I tap his chest. “By any chance, is there something besides your bod making it so ungodly hot in here?”
Ryan sets me down, leans handsomely against the stove and tucks his thumbs in the waistband of his jeans. “Do you want the good news or the bad news first?”
“I always want bad news first,” I say, setting down my many tote bags. I leave the house with one and somehow manage to come home every day with four. “What kind of person can absorb good news knowing bad news lurks around the corner?”
“All right,” he says. “The bad news is I broke your radiator while fixing your dishwasher. The good news is I fixed your dishwasher.” He tugs at my sleeve. “Take your coat off. Stay awhile.”

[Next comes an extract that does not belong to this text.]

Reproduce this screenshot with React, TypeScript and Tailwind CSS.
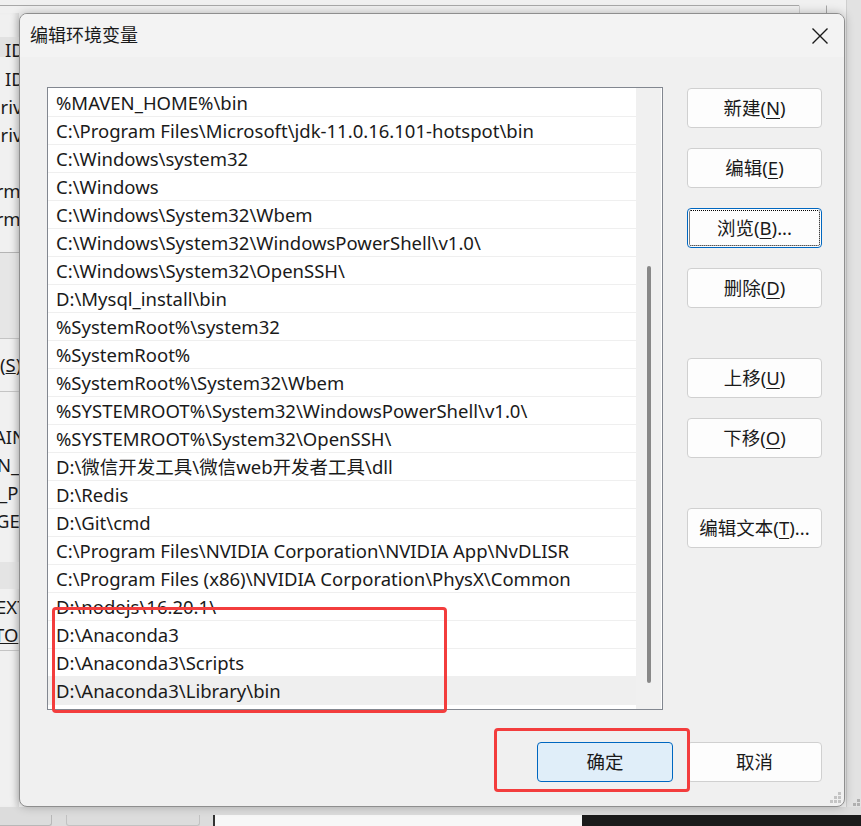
import React from "react";

const paths = [
  "%MAVEN_HOME%\\bin",
  "C:\\Program Files\\Microsoft\\jdk-11.0.16.101-hotspot\\bin",
  "C:\\Windows\\system32",
  "C:\\Windows",
  "C:\\Windows\\System32\\Wbem",
  "C:\\Windows\\System32\\WindowsPowerShell\\v1.0\\",
  "C:\\Windows\\System32\\OpenSSH\\",
  "D:\\Mysql_install\\bin",
  "%SystemRoot%\\system32",
  "%SystemRoot%",
  "%SystemRoot%\\System32\\Wbem",
  "%SYSTEMROOT%\\System32\\WindowsPowerShell\\v1.0\\",
  "%SYSTEMROOT%\\System32\\OpenSSH\\",
  "D:\\微信开发工具\\微信web开发者工具\\dll",
  "D:\\Redis",
  "D:\\Git\\cmd",
  "C:\\Program Files\\NVIDIA Corporation\\NVIDIA App\\NvDLISR",
  "C:\\Program Files (x86)\\NVIDIA Corporation\\PhysX\\Common",
  "D:\\nodejs\\16.20.1\\",
  "D:\\Anaconda3",
  "D:\\Anaconda3\\Scripts",
  "D:\\Anaconda3\\Library\\bin",
];

type BtnProps = {
  text: string;
  keyChar?: string;
  tail?: string;
  focus?: boolean;
  primary?: boolean;
  className?: string;
};

const Btn = ({ text, keyChar, tail = "", focus, primary, className = "" }: BtnProps) => (
  <button
    className={`h-[40px] w-[135px] shrink-0 rounded-[4px] border text-[18.5px] text-[#1a1a1a] flex items-center justify-center ${
      primary
        ? "bg-[#e0eef9] border-[#0067c0]"
        : focus
        ? "bg-[#fdfdfd] border-[#0067c0] outline-1 outline-dotted outline-black outline-offset-[-3px]"
        : "bg-[#fdfdfd] border-[#d0d0d0]"
    } ${className}`}
  >
    {text}
    {keyChar && (
      <>
        (<span className="underline underline-offset-[3px]">{keyChar}</span>)
      </>
    )}
    {tail}
  </button>
);

// little dotted size grip
const Grip = ({ className = "", fill = "#c4c4c4" }: { className?: string; fill?: string }) => (
  <svg className={className} width="12" height="12" viewBox="0 0 12 12">
    <rect x="8" y="0" width="3" height="3" fill={fill} />
    <rect x="4" y="4" width="3" height="3" fill={fill} />
    <rect x="8" y="4" width="3" height="3" fill={fill} />
    <rect x="0" y="8" width="3" height="3" fill={fill} />
    <rect x="4" y="8" width="3" height="3" fill={fill} />
    <rect x="8" y="8" width="3" height="3" fill={fill} />
  </svg>
);

export default function App() {
  return (
    <div className="relative w-[861px] h-[826px] overflow-hidden bg-[#f0f0f0] flex flex-col font-['Noto_Sans','Noto_Sans_CJK_SC',sans-serif] text-[#1a1a1a]">
      {/* top strip of the window behind */}
      <div className="h-[13px] shrink-0 flex">
        <div className="w-[799px] h-[6px] border-b border-[#a8a8a8]" />
        <div className="w-[28px] h-[13px] mt-[5px] border border-r-[#a8a8a8] border-l-[#cfcfcf] border-y-transparent" />
        <div className="flex-1 bg-[#e2e2e2] ml-[19px] border-l border-[#cfcfcf]" />
      </div>

      <div className="flex flex-1 min-h-0">
        {/* left strip: clipped content of the window behind */}
        <div className="w-[19px] shrink-0 overflow-hidden flex flex-col whitespace-nowrap text-[18.5px] leading-[28px] bg-[#f0f0f0] shadow-[inset_-6px_0_6px_-4px_rgba(0,0,0,0.12)]">
          <div className="h-[24px] shrink-0" />
          <div className="h-[20px] shrink-0 bg-[#e2e2e2] pl-[5px] leading-[26px]">ID</div>
          <div className="h-[7px] shrink-0" />
          <div className="h-[28px] shrink-0 pl-[5px] leading-[30px]">ID</div>
          <div className="h-[28px] shrink-0 ml-[-13px] leading-[30px]">Drive</div>
          <div className="h-[28px] shrink-0 ml-[-13px] leading-[30px]">Drive</div>
          <div className="h-[28px] shrink-0" />
          <div className="h-[28px] shrink-0 ml-[-26px] leading-[30px]">Perm</div>
          <div className="h-[28px] shrink-0 ml-[-26px] leading-[30px]">Perm</div>
          <div className="h-[21px] shrink-0 border-b border-[#b4b4b4]" />
          <div className="h-[86px] shrink-0 bg-[#e6e6e6] border-b border-[#c4c4c4]" />
          <div className="h-[53px] shrink-0 flex items-center border-b border-[#c4c4c4]">
            (<span className="underline">S</span>)
          </div>
          <div className="h-[31px] shrink-0" />
          <div className="h-[28px] shrink-0 ml-[-6px]">AIN</div>
          <div className="h-[28px] shrink-0 ml-[-3px]">N_</div>
          <div className="h-[28px] shrink-0 ml-[-1px]">_P</div>
          <div className="h-[28px] shrink-0 ml-[-4px]">GER</div>
          <div className="h-[27px] shrink-0" />
          <div className="h-[27px] shrink-0 bg-[#e4e4e4]" />
          <div className="h-[32px] shrink-0 ml-[-4px] leading-[36px]">EXT</div>
          <div className="h-[30px] shrink-0 ml-[-6px] underline border-b border-[#c4c4c4]">TO</div>
        </div>

        {/* dialog */}
        <div className="relative w-[826px] h-[794px] shrink-0 rounded-[8px] border border-[#8e8e8e] bg-[#f0f0f0] overflow-hidden flex flex-col shadow-[0_0_10px_rgba(0,0,0,0.25)]">
          <div className="h-[43px] shrink-0 bg-[#f3f3f3] flex items-center justify-between pl-[10px] pr-[16px]">
            <span className="text-[18px] text-[#1a1a1a]">编辑环境变量</span>
            <svg width="16" height="16" viewBox="0 0 16 16">
              <path d="M0.5 0.5 L15.5 15.5 M15.5 0.5 L0.5 15.5" stroke="#1a1a1a" strokeWidth="1.4" />
            </svg>
          </div>

          <div className="flex-1 flex flex-col pl-[27px] pr-[22px] pt-[30px]">
            <div className="flex">
              <div className="w-[616px] h-[623px] border border-[#828790] bg-white flex">
                <div className="w-[588px] pt-px flex flex-col">
                  {paths.map((p, i) => (
                    <div
                      key={i}
                      className={`h-[28px] shrink-0 pl-[8px] flex items-center whitespace-nowrap text-[18.5px] ${
                        i === paths.length - 1 ? "bg-[#efefef]" : "border-b border-[#efefef]"
                      }`}
                    >
                      {p}
                    </div>
                  ))}
                </div>
                <div className="flex-1 bg-[#f0f0f0] border-r border-white flex justify-center pt-[178px]">
                  <div className="w-[4px] h-[417px] rounded-full bg-[#888888]" />
                </div>
              </div>

              <div className="ml-[24px] pt-px flex flex-col">
                <Btn text="新建" keyChar="N" />
                <Btn text="编辑" keyChar="E" className="mt-[20px]" />
                <Btn text="浏览" keyChar="B" tail="..." focus className="mt-[20px]" />
                <Btn text="删除" keyChar="D" className="mt-[20px]" />
                <Btn text="上移" keyChar="U" className="mt-[50px]" />
                <Btn text="下移" keyChar="O" className="mt-[20px]" />
                <Btn text="编辑文本" keyChar="T" tail="..." className="mt-[50px]" />
              </div>
            </div>

            <div className="mt-[32px] flex justify-end gap-[14px]">
              <Btn text="确定" primary className="w-[136px]" />
              <Btn text="取消" />
            </div>
          </div>

          <Grip className="absolute right-[2px] bottom-[2px]" />
        </div>

        {/* right strip */}
        <div className="flex-1 flex">
          <div className="w-[1px] ml-[1px] bg-[#cfcfcf]" />
          <div className="flex-1 bg-[#e2e2e2] flex items-end justify-end">
            <Grip fill="#b0b0b0" className="mb-[-4px]" />
          </div>
        </div>
      </div>

      {/* bottom strip of the window behind */}
      <div className="h-[19px] shrink-0 bg-[#dcdcdc] flex items-end">
        <div className="w-[52px] h-[11px] border-r border-b border-[#b8b8b8] rounded-br-[3px]" />
        <div className="w-[134px] h-[11px] ml-[14px] border border-t-0 border-[#c2c2c2] rounded-b-[3px]" />
        <div className="w-[369px] h-[11px] ml-[13px] bg-[#f7f7f7] border-l-2 border-[#333]" />
        <div className="flex-1 h-[11px] bg-[#1b1b1b]" />
      </div>

      {/* red annotation boxes */}
      <div className="absolute left-[52px] top-[607px] w-[395px] h-[106px] border-[3px] border-[#f33d3d] rounded-[4px]" />
      <div className="absolute left-[494px] top-[728px] w-[196px] h-[64px] border-[3px] border-[#f33d3d] rounded-[4px]" />
    </div>
  );
}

I’d love to throw off my trench, but I am fully nude beneath it, and this hot flash is not the opening salvo I’d envisioned for our passionate tryst tonight. I lean around him to survey the disaster that is my kitchen. So much for my three-act fantasy.
“Dishwasher sure looks fixed,” I joke. “While you’re lining up renovation projects, do you think you can fix my headboard tomorrow? I was hoping we could do some damage to it tonight.”
“I mean,” he says, pointing at the hoses, “the rattle’s fixed. Or it will be by the time I put it back together. But that’s the easy part.”
“Sure.” My dishwasher has rattled during the rinse cycle since before I moved in, and it’s never really bothered me. It’s one of the quirks of New York apartment living I feel one must come to love. If it’s acting up while I’m having a dinner party, two thwacks does the trick, but most of the time I run the dishwasher on my way to bed and sleep right through the cacophony.